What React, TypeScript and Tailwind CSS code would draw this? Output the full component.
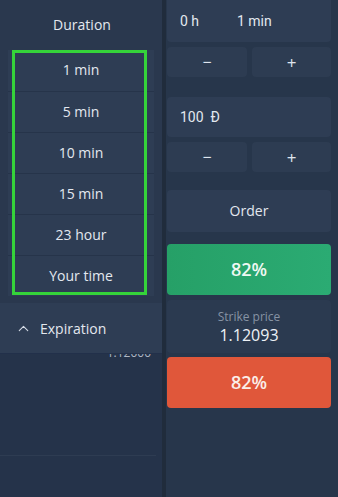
import { ChevronUp } from "lucide-react";

const durations = ["1 min", "5 min", "10 min", "15 min", "23 hour", "Your time"];

function StepButtons() {
  return (
    <div className="flex gap-[5px] h-[30px]">
      <button className="w-[80px] h-full rounded-[4px] bg-[#2d3c52] text-[#dfe5ee] text-[16px] leading-none">−</button>
      <button className="flex-1 h-full rounded-[4px] bg-[#2d3c52] text-[#dfe5ee] text-[17px] leading-none">+</button>
    </div>
  );
}

export default function App() {
  return (
    <div
      className="w-[338px] h-[497px] flex overflow-hidden bg-[#25334a] text-[#e3e8ef]"
      style={{ fontFamily: '"Open Sans", "Liberation Sans", sans-serif' }}
    >
      {/* left: duration dropdown */}
      <div className="w-[162px] flex flex-col shrink-0">
        <div className="relative h-[303px] bg-[#2a384e]">
          <div className="h-[50px] flex items-center justify-center text-[14px] pl-[2px] pb-[2px]">Duration</div>
          <div className="mx-[8px] bg-[#2e3d54]">
            {durations.map((d, i) => (
              <div
                key={d}
                className={`h-[41px] flex items-center justify-center text-[14px] pb-[2px] ${i > 0 ? "border-t border-[#26344a]" : ""}`}
              >
                {d}
              </div>
            ))}
          </div>
          <div className="absolute left-[12px] top-[50px] w-[135px] h-[245px] border-[3px] border-[#35d43a] pointer-events-none" />
        </div>
        <div className="relative z-10 h-[50px] bg-[#2e3d54] flex items-center pl-[15px] gap-[8px] text-[14px] shadow-[0_1px_0_#22304a]">
          <ChevronUp size={17} strokeWidth={1.5} className="text-[#d5dce6]" />
          <span>Expiration</span>
        </div>
        <div className="flex-1 bg-[#25334a] relative">
          <div className="text-right pr-[11px] text-[12px] text-[#aeb7c4] leading-none -mt-[6px]">1.12000</div>
          <div className="mt-[96px] mr-[6px] h-px bg-[#2e3c52]" />
        </div>
      </div>

      {/* divider */}
      <div className="w-[4px] bg-[#202c3c] shrink-0" />

      {/* right column */}
      <div className="flex-1 flex flex-col pl-[1px] pr-[7px] bg-[#27364b]">
        <div
          className="h-[42px] rounded-b-[4px] bg-[#2e3d54] flex items-center pl-[13px] text-[14px] text-[#e3e8ef]"
          style={{ fontFamily: 'Roboto, "Liberation Sans", sans-serif' }}
        >
          <span className="w-[57px]">0 h</span>
          <span>1 min</span>
        </div>
        <div className="mt-[5px]">
          <StepButtons />
        </div>
        <div
          className="mt-[20px] h-[40px] rounded-[4px] bg-[#2e3d54] flex items-center pl-[13px] text-[14px]"
          style={{ fontFamily: 'Roboto, "Liberation Sans", sans-serif' }}
        >
          100&nbsp;&nbsp;Đ
        </div>
        <div className="mt-[5px]">
          <StepButtons />
        </div>
        <div className="mt-[18px] h-[42px] rounded-[4px] bg-[#2e3d54] flex items-center justify-center text-[14px] pb-[2px]">
          Order
        </div>
        <div className="mt-[12px] h-[51px] rounded-[4px] bg-gradient-to-r from-[#26a067] to-[#2bab73] flex items-center justify-center text-[18px] font-semibold text-[#eef8f2]">
          82%
        </div>
        <div className="mt-[5px] h-[53px] rounded-[4px] bg-[#2b3a50] flex flex-col items-center justify-center gap-[2px]">
          <span className="text-[12px] text-[#8793a4] leading-[14px]">Strike price</span>
          <span className="text-[16px] text-[#eef2f7] leading-[18px]">1.12093</span>
        </div>
        <div className="mt-[4px] h-[51px] rounded-[4px] bg-[#e0573a] flex items-center justify-center text-[18px] font-semibold text-[#fbeee9]">
          82%
        </div>
      </div>
    </div>
  );
}
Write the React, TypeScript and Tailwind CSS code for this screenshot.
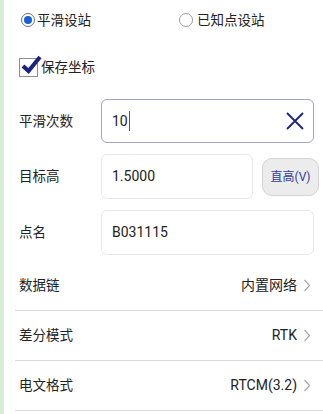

■ ■ ■ ■

Problem description
Look over the listing above. Pick out and copy every line that includes "Tailwind".

Exercise solution
What React, TypeScript and Tailwind CSS code would draw this? Output the full component.
Write the React, TypeScript and Tailwind CSS code for this screenshot.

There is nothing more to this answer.